Can designers really add value to businesses, that have depended on a certain skill types, specifically the suits for a very long time: Can companies really depend on designers for some serious thinking, the core of any business or brand, “the strategy”? Can they depend on the lateral thinking, colourful, creative types to provide an invaluable dimension to their business? Or are "creativity" and "innovation" industry jargons that complicate things further?

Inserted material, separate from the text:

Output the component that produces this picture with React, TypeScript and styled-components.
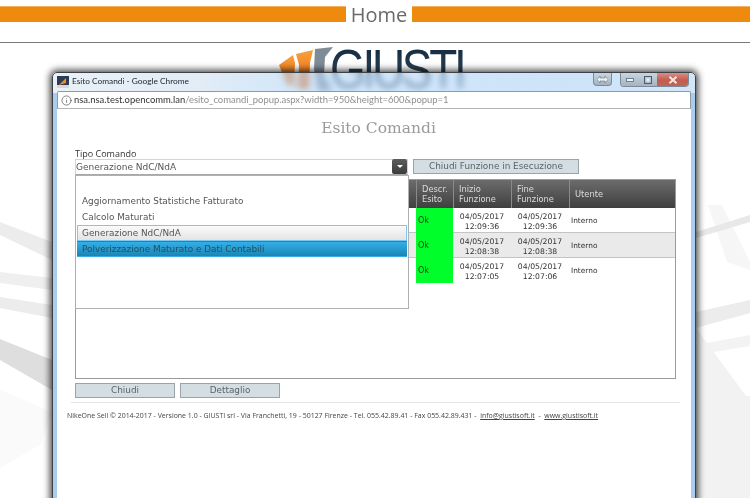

In truth businesses today are trying to simplify the technology and information overload. Simplification today means clarity; clarity and focus lead to success. It’s no wonder that
“Simplicity” in itself has become a rare and most sought after commodity in any business. Designers are the masters of “information deconstruction” they tend to extract the most important information first and put it to action. They think in a non linear pattern and are used to working backwards. At times, can even jump in, in the middle of a project and are able to connect the dots that are needed to solve the problem.

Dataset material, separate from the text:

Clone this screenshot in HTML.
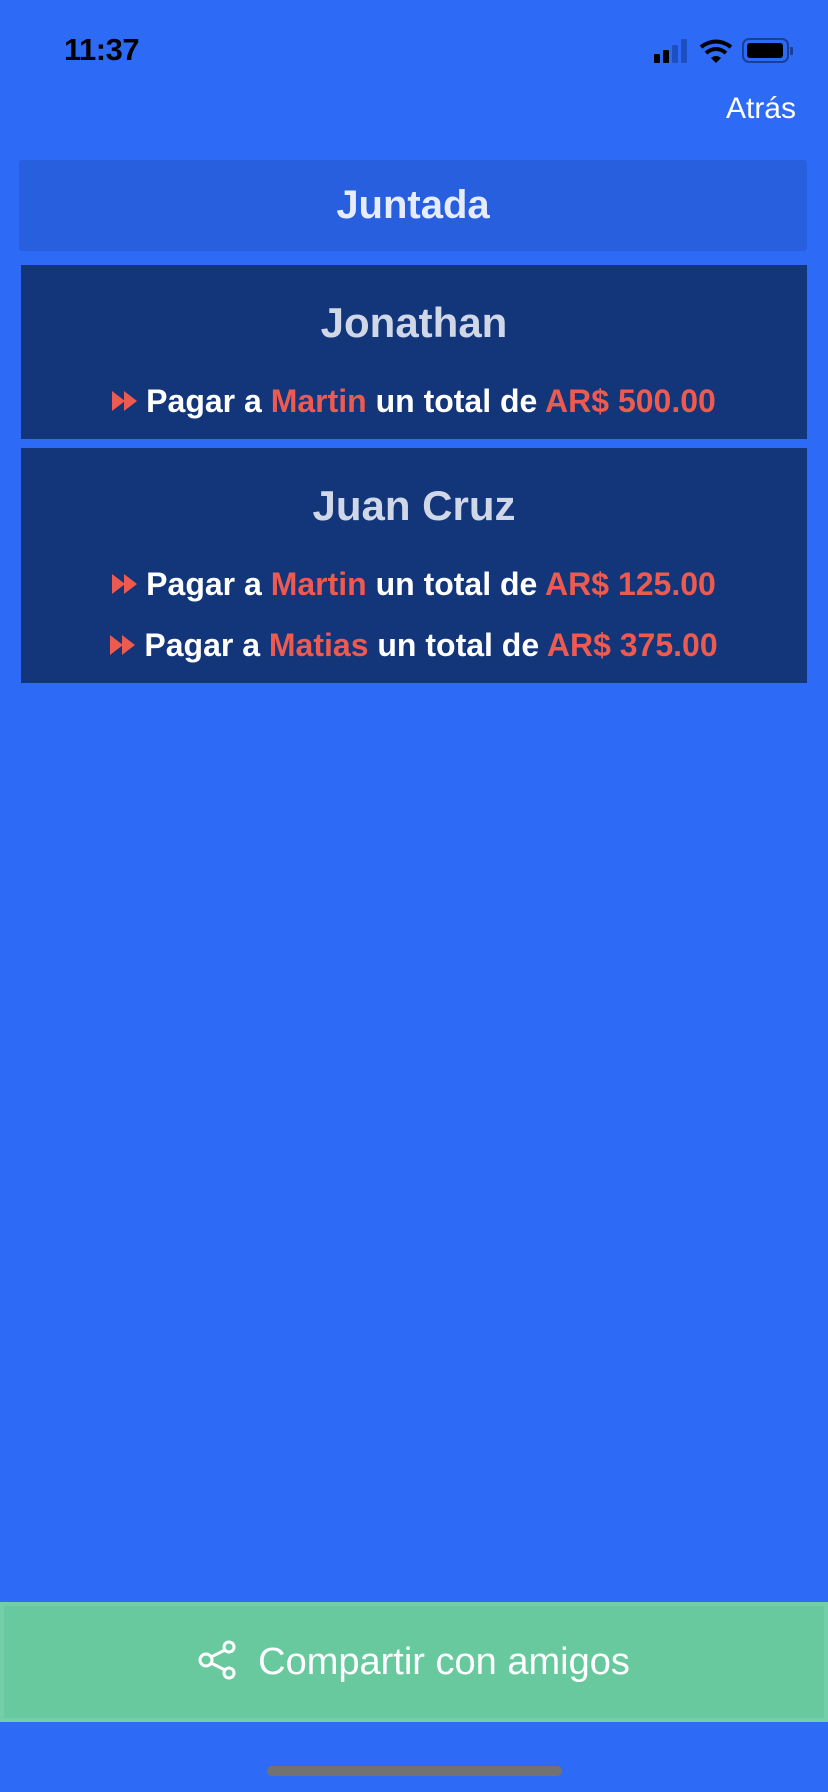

One of the greatest examples of a brand that benefited from involving designers at every stage is Starbucks. We all know that Starbucks positioned itself on the idea of providing a community space to its consumers, a value proposition that was unrivaled at the time; an idea that revolutionised branding and environments. What we also know is that if there is any brand that most effectively utilised designers from conception to delivery, is Starbucks. Overtime it has developed a strategy based on a consistent set of brand values, and uses design as a way of aiding the delivery of a consistent service experience to its customers.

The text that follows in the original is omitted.